Recently, OUC’s research paper titled Maintenance of the Great Late Ediacaran Ice Age has been published in Nature Communications. This study utilized numerical simulations based on climate and weathering models to reveal the significant role of Earth system True Polar Wander (TPW) activity in sustaining the Great Late Ediacaran Ice Age. The first author of this work is Associate Professor Liu Peng, from the team led by Professor Li Sanzhong at the Key Laboratory of Submarine Geosciences and Prospecting Techniques, Ministry of Education.
Previous studies indicated that during the Late Ediacaran, the occurrence of solid Earth True Polar Wander (TPW) may have coincided with a great ice age lasting up to 20 million years (approximately 580 Ma - 560 Ma), with the ice line extending to latitudes of approximately 30-40° North and South (Figure 1) (Wang et al., 2023). Concurrently, the rapid changes in global land positions triggered by TPW events could have significantly impacted both surface albedo and weathering rates. However, the specific role of these changes in maintaining the Late Ediacaran Great Ice Age remained unclear.

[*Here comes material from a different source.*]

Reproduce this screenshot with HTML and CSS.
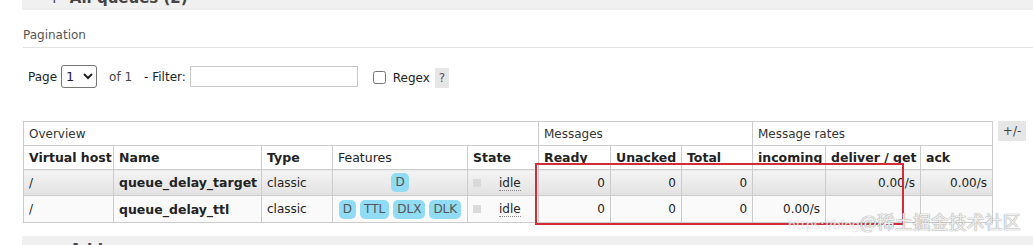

This study conducted coupled simulation research using climate and weathering models. First, the climate model (CESM1.2) was employed to estimate the CO2 concentrations consistent with glacial observations under the land-sea distributions of different Late Ediacaran periods (Figure 2). The simulation experiments indicated that atmospheric CO2 concentration during 575-565 Ma was likely below 280 ppmv, and during 580 and 560 Ma likely below 140 ppmv, but in all cases the concentration should have remained above 35 ppmv; otherwise, a Snowball Earth state might have occurred. Assuming that CO2 input from volcanic eruptions remained relatively constant during the Late Ediacaran and that the carbon cycle was in equilibrium at 580 Ma, then after 580 Ma, True Polar Wander (TPW) events led to a decrease in land area in low-latitude regions (particularly between 575-560 Ma). Model simulations suggested that if only the effects of changes in land-sea distribution on climate and terrestrial weathering flux were considered, atmospheric CO2 concentrations during 575-570 Ma could have risen to 560 ppmv. This level would be insufficient to maintain the continuous Great Ice Age of the Late Ediacaran, contradicting geological observations.
However, during the Late Ediacaran Great Ice Age, True Polar Wander (TPW) could move landmasses covered by ice sheets from mid-to-high latitudes to ice-free low-latitude regions. Previous studies, based on paleosol data, indicated that these exposed fresh parent rocks, having undergone glacial scouring, possessed higher weathering reactivity. This study, utilizing climate and weathering models, demonstrates that this mechanism could significantly enhance terrestrial weathering flux, enabling atmospheric CO2 concentrations to be maintained at low levels during approximately 580-560 Ma (Figure 2). Consequently, this enabled the Late Ediacaran Great Ice Age to be sustained, consistent with geological observations.